November 12, 2003
Baby Foods

Olivia's at the point now we can start 'solid foods'. We put that in quotes because it's actually more like 'mushy foods', resembling not so much food as a better-smelling variety of the stuff we spoon out for the cats. We went out and bought the rice cereal and basic 'baby veggies in a jar'. Ha! Have fun parsing that one! Of course, Ajax and Ted now always come running at suppertime since they think it's "their" baby food for pills.

We didn't realize how messy it could be with a baby that has hand-eye coordination along the lines of "place in hand, stick in eye".

How to teach a new baby to eat from a spoon in 10 easy steps:

Step 1. Place baby in highchair. Note how very tiny baby in very large chair with huge baby table attached bears close resemblance to 5'1 grandmother sitting behind wheel of new 2 ton SUV. The primary difference being, of course, baby can see out.

Step 2. Prepare cereal. Make sure water is not too hot or cold. Taste cereal. Note flavor resembles puree made from pizza boxes and paper sacks. Add maple syrup to cereal since baby imitated tank-cleaning suckerfish trying to get your French toast at IHOP the other day.

Step 3. Make sure you have baby spoon with special soft end on it. Note that the spoon must stay away from cats at all time since plastic end seems to be made from extremely tasty stuff, at least to cat.

Step 4. Attempt to feed baby. Note most of the food goes on the baby and not in baby.

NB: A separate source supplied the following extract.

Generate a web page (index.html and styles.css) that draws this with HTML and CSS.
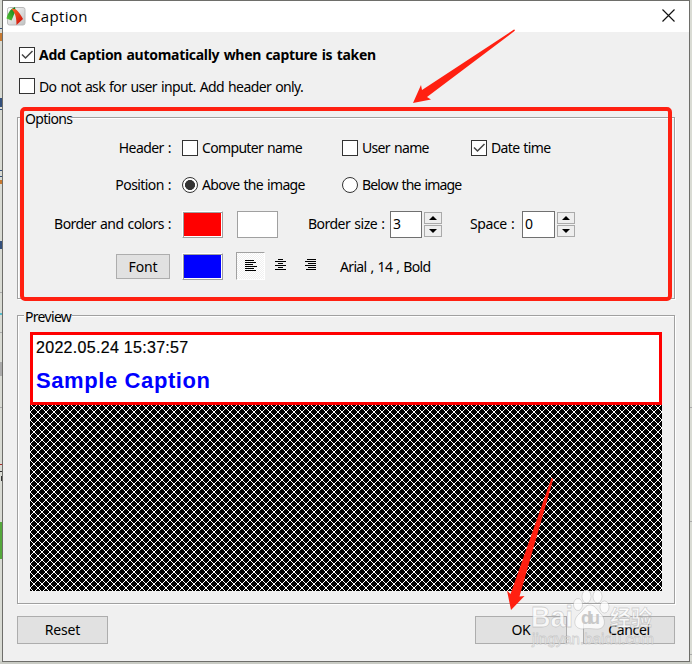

Step 5. Play the game of food-covered airplane trying to land in baby's mouth. Note this results in baby energetically demonstrating that while mouth may be landing strip, neck and chest are taxiways.

Step 6. Make mental note that next meal baby will only eat in a diaper.

Step 7. Finish meal and scrape the rest of it off the baby and feed that to the circling cat-shaped-vulture that just perched on the side of her high chair.

Step 8. Give baby to Daddy to hold and listen to him exclaim now she smells like a "Bear-Claw". Give Daddy lizard-blink while he convulses in laughter at our comment, "baby's don't eat cookies."

Step 9. Stare in awe at mess on highchair, floor, cat, walls, ceiling, and baby. Hand still giggling husband-thing 409 and paper towel roll... "who's laughing now pastry boy?"

Step 10. Wash baby. In the tub.

Baby food is amazing stuff. Baby carrots will stain a binky nipple orange- FOREVER. It will also stain a baby's face to the point you think you need to break out the Brillo to get it off. "Out, damned Gerber!"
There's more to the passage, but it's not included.